Tubuh manusia yang biasanya hadir mendominasi linimasa di Instagram dengan
pose-pose tertentu yang terkesan template justru dihadirkan dalam
pose-pose janggal sembari bertaut erat dengan benda-benda rumahan. Wajah yang
umumnya hadir gamblang justru dileburkan dengan ditempeli secara visual oleh
helm, tas, pakaian, atau bahkan tubuh manusia lainnya. Dalam hal ini, aksi
melekatkan justru bertransformasi menjadi upaya menghancurkan sebuah pakem
komposisi visual tertentu yang telah mapan.
Menelusuri
lebih jauh pemikiran mengenai media kontemporer dan fotografi, Vilém Flusser pernah
memaparkan bahwa loop feedback atau lingkaran umpan balik antara gambar
dan pemirsanya memungkinkan gambar-gambar berubah menjadi sebagaimana yang
diinginkan sang pemirsa, sedangkan para pemirsa pun berubah menjadi sebagaimana
yang diinginkan gambar-gambar.[4]
Meski pendapat ini ditulis dalam rangka membayangkan fotografi di tengah
penemuan teknologi komputer di tahun 1970an hingga 1980an, agaknya pemikiran
ini masih cukup relevan untuk dihadapkan dengan situasi fotografi dan
masyarakat media kini. Kita bisa meninjaunya terutama pada bagaimana platform
seperti Instagram mampu menciptakan sejenis estetika visual tersendiri yang
kemudian membentuk selera pemirsa/penggunanya.
![]() |
Foto: Salah satu arsip karya Kamarkost.ch di Tamera Showcase #5 (2022) |
Media sosial sebagai ruang yang dinamis pun memang selalu memungkinkan adanya lingkaran umpan balik antara gambar dan pemirsanya yang berlangsung tanpa akhir, berkat gerak algoritme. Hal ini secara aktif mampu membentuk hasrat pemirsa, yakni orang-orang yang ada di balik layar gawai yang bergerak dalam jejaring media sosial. Gambar kian berubah menjadi citra ideal yang dihasrati pemirsa. Tubuh, pengalaman, berbagai emosi seperti cinta, kesedihan, kebahagiaan dibekukan sebagai gambar-gambar dengan kekhasan bentuk tertentu yang kemudian mengalami umpan balik hingga menjadi terjemahan ‘ideal’ tentang berbagai hal. Di saat yang sama, sang pemirsa justru semakin berhasrat menjadi apa yang gambar-gambar tersebut citrakan. Sebagaimana Flusser pun mengatakan bahwa aksi memotret dengan segala gerak dan teknik fotografi telah menjadi sejenis pemrograman tubuh bagi masyarakat, gambar-gambar di media sosial secara ritmis pun telah terus memprogram masyarakat; tubuhnya, konturnya, lanskapnya, naturnya, hasratnya, kerinduannya. Dan kita terus berada dalam lingkaran umpan balik antara gambar dan pemirsanya, sebuah proses kontruksi-dekonstruksi yang panjang dan mungkin tanpa akhir.
IV.
Menelisik
ulang 29 gambar kolase fotografi pada seri karya “Kelekatan”, tubuh-tubuh yang
berjibaku melekat dengan benda-benda keseharian ini bukanlah tubuh yang
menghasrati komposisi indah purna Instagram-able. Tubuh-tubuh ini adalah
tubuh yang menghasrati eksplorasi rupa untuk menyingkap gagasan tentang
kelekatan, tentang yang lekat, dan mungkin tentang kolase itu sendiri jika
meninjau muasal kata ‘kolase’ yang berarti ‘melekatkan’. Ia menyingkap
kehidupan material benda-benda dalam gambar, ketimbang hanya mengomposisikannya.
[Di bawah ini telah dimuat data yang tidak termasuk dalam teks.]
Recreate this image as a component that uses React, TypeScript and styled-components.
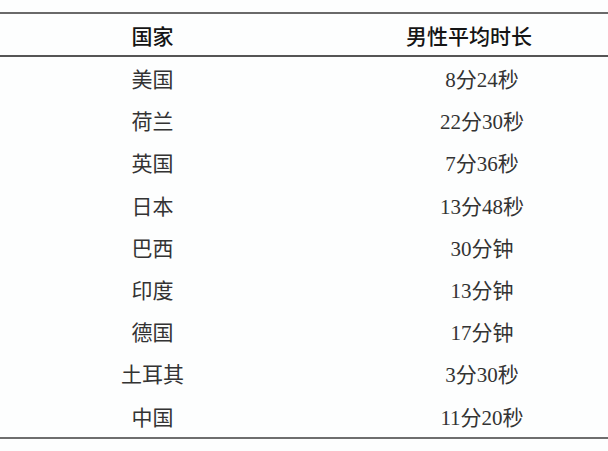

Ia melekatkan visual justru untuk merenggangkan sebuah konstruksi di kepala
pemirsa tentang sebaran visual pada media Instagram. Ia melekatkan tubuh,
benda, dan ruang untuk memaknai rindu pada dalam kondisi berjarak serta rindu
pada sebuah kekayaan rupa di media. Dalam metode inilah, justru kesederhanaan
benda-benda keseharian yang dihadirkan pada “Kelekatan” memunculkan daya gugah
untuk membicarakan hal-hal yang mungkin tidak sederhana, sebagaimana rindu pun memang
tak pernah sederhana.
Jakarta, 2022
Teks ini pertama kali diterbitkan di https://gubuakkopi.id/2022/08/21/kelekatan-merindu-melekat-menghancurkan/
pada 21 Agustus 2022 sebagai bagian dari Pengantar Pameran Tamera Showcase #5 –
Kamarkost.ch di Rumah Tamera, salah satu presentasi proyek regular yang
dikelola oleh Rumah Tamera Hub, dalam menyoroti inisiastif dan proyek-proyek
anak muda di Sumatera Barat. Pada seri ke-5 ini, Tamera Showcase menghadirkan
Kamarkost.ch salah satu kolektif asal Kota Padang.
[2] “CollageArt – A History of Collage as an Artistic Medium”. ART IN CONTEXT. Diunggah pada 1 Maret 2022. Diakses pada 17 Agustus 2022.
[3] Ibid.
[4] Woodall
Richard. Syllabus for the Internet Telematic Society: On Vilém Flusser‘s
philosophy of what a camera wants, and what such a perspective misses.